The key property of a component is the notion of independent replacement and upgradeability.

However, from another perspective, controlling change doesn't necessarily mean reducing change. If you can ensure these changes happen as quickly as expected, that's also excellent control:

Change control doesn't necessarily mean change reduction - with the right attitudes and tools you can make frequent, fast, and well-controlled changes to software.

Use the decomposition capability provided by microservices architecture as a tool to achieve service-granularity change control:

  • Expect some services to become obsolete in the future, without long-term evolution

  • Put things that change together into the same service, put rarely changing parts into separate services, distinguished from frequently changing parts

III. Key Issues in Microservices Architecture

First, accurately defining component boundaries is not easy:

It's hard to figure out exactly where the component boundaries should lie.
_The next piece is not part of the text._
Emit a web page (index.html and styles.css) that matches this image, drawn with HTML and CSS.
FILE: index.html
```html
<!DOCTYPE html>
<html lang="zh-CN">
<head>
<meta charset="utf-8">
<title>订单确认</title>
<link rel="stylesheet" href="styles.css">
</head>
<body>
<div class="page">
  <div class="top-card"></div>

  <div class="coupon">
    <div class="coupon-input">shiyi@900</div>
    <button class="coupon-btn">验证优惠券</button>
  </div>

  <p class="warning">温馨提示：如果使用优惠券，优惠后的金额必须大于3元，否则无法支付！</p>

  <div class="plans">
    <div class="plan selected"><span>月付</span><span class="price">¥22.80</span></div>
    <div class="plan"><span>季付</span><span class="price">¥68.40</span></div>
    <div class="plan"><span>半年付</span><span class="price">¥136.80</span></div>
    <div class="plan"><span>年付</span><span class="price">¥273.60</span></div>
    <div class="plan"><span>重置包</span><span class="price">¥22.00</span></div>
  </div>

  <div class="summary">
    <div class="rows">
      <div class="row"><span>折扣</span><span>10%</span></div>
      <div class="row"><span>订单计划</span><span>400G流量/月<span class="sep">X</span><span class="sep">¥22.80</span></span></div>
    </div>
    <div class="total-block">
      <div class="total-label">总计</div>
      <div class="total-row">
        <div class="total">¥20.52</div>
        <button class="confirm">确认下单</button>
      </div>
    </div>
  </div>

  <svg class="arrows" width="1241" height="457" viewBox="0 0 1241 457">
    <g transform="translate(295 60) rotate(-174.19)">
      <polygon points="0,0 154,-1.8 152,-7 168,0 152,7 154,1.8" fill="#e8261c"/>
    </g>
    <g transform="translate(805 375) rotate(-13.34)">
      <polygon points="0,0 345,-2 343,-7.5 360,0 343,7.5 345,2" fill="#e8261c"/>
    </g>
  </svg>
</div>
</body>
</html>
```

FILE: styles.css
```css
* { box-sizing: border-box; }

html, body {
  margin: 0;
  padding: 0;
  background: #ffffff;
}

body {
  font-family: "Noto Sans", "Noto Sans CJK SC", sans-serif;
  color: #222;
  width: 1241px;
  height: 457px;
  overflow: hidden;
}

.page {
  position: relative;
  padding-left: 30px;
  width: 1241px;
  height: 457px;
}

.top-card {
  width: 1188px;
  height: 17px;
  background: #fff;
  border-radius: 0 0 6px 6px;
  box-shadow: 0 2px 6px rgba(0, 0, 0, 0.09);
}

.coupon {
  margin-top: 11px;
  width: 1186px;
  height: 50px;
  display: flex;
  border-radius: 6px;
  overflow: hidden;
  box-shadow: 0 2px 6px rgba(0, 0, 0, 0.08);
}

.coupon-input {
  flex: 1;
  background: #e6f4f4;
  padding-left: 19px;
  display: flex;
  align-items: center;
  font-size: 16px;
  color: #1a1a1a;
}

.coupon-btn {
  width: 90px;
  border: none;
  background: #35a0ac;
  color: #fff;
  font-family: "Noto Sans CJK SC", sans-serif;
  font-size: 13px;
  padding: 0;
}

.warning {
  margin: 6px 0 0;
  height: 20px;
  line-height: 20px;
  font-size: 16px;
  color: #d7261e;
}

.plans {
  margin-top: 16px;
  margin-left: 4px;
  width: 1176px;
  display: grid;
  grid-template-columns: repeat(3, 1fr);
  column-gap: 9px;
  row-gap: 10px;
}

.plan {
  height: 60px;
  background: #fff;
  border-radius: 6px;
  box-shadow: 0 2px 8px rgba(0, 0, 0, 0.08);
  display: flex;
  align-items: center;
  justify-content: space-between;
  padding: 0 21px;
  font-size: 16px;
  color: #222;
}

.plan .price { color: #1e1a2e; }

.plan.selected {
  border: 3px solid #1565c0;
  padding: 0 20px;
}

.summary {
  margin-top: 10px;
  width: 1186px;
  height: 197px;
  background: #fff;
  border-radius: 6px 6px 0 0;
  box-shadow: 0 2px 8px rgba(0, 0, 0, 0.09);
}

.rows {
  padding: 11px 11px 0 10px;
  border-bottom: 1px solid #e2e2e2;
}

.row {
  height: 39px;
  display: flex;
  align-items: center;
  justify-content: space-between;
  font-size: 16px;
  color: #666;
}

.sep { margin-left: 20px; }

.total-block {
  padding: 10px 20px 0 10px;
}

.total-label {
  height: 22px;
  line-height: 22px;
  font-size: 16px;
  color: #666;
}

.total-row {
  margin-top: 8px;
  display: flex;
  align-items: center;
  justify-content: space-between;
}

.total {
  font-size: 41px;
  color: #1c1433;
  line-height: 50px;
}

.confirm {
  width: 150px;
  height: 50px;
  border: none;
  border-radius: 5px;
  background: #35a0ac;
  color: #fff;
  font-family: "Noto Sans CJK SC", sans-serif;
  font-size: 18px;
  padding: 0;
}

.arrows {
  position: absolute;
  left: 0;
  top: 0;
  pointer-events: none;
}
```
Therefore, evolutionary design settles for making boundaries easier to refactor (reducing trial-and-error costs):

Evolutionary design recognizes the difficulties of getting boundaries right and thus the importance of it being easy to refactor them. But when your components are services with remote communications, then refactoring is much harder than with in-process libraries.
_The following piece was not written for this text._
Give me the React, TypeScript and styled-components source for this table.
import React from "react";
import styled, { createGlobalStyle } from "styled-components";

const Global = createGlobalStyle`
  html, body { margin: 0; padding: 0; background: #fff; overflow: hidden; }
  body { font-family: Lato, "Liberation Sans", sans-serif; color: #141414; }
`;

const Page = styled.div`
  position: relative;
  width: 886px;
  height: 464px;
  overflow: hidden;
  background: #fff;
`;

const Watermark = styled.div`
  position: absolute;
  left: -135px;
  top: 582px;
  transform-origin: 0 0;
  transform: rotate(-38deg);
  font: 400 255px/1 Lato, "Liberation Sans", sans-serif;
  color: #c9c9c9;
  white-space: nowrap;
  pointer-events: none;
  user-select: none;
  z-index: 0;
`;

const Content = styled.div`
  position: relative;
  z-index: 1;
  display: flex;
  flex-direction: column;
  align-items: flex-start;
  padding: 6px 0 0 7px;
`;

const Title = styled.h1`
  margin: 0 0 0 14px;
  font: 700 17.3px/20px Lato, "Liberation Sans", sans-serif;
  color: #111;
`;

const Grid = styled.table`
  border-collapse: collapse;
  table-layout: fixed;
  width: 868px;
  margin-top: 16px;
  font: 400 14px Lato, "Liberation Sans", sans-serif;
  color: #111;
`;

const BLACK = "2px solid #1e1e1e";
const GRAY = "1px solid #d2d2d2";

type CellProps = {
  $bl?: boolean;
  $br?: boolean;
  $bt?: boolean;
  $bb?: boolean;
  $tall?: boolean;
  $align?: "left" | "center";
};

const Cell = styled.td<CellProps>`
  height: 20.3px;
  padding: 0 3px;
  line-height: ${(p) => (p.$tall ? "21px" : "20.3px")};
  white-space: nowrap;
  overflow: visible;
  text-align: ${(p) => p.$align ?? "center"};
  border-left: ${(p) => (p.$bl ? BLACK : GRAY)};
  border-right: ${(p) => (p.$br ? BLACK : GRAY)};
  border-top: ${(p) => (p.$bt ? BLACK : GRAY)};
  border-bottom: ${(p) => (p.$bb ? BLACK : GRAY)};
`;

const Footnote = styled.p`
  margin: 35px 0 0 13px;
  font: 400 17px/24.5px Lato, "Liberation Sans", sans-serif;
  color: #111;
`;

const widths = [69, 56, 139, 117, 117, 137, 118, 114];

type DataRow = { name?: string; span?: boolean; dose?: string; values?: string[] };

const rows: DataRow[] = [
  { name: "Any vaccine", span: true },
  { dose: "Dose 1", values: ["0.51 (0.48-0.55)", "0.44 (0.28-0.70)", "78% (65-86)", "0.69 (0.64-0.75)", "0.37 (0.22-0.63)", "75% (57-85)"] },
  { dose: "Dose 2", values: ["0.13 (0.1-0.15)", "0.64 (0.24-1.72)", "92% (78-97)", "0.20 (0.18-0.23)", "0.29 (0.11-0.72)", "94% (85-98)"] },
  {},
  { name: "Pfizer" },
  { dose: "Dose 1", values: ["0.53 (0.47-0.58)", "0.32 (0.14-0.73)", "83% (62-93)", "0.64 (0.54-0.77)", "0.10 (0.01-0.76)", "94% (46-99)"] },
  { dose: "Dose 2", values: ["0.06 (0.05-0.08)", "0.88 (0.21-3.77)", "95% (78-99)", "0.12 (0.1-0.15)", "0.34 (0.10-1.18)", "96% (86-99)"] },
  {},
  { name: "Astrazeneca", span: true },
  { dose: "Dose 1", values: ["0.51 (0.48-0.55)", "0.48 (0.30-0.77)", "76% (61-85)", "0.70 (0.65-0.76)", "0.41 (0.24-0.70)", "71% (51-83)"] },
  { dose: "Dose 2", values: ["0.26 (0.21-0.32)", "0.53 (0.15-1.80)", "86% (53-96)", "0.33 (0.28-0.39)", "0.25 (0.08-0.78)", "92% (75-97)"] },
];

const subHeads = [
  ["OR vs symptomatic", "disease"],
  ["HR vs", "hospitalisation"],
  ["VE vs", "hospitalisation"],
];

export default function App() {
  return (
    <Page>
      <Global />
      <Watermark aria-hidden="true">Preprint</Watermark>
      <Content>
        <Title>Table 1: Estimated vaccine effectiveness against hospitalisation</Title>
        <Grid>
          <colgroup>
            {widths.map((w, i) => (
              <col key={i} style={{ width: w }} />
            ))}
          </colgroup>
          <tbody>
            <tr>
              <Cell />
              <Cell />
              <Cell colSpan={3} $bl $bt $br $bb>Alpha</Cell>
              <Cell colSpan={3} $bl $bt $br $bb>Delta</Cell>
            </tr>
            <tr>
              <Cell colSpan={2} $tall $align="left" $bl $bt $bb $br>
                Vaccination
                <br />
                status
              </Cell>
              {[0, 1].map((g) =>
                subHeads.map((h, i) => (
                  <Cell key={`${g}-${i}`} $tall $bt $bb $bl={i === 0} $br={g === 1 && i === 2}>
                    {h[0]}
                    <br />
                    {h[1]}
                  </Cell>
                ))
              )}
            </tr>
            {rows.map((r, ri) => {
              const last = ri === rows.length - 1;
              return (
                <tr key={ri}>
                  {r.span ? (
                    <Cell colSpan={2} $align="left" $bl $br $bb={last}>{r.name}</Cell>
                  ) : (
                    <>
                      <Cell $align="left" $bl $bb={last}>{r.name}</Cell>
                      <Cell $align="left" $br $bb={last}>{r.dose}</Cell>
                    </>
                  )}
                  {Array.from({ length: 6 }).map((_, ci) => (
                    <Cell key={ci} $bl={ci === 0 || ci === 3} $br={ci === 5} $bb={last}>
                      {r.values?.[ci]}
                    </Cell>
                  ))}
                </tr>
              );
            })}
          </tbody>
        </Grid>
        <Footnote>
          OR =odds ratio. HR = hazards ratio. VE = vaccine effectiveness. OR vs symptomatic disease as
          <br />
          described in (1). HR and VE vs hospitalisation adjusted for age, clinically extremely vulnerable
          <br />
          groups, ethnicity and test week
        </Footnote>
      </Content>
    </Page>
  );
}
On the other hand, if poorly designed, this only shifts complexity from inside components to connections between components, making it harder to control:

Another issue is If the components do not compose cleanly, then all you are doing is shifting complexity from inside a component to the connections between components. Not just does this just move complexity around, it moves it to a place that's less explicit and harder to control.

Such a situation may arise: individual simple services look better internally, while the messy connections between services are ignored:

It's easy to think things are better when you are looking at the inside of a small, simple component, while missing messy connections between services.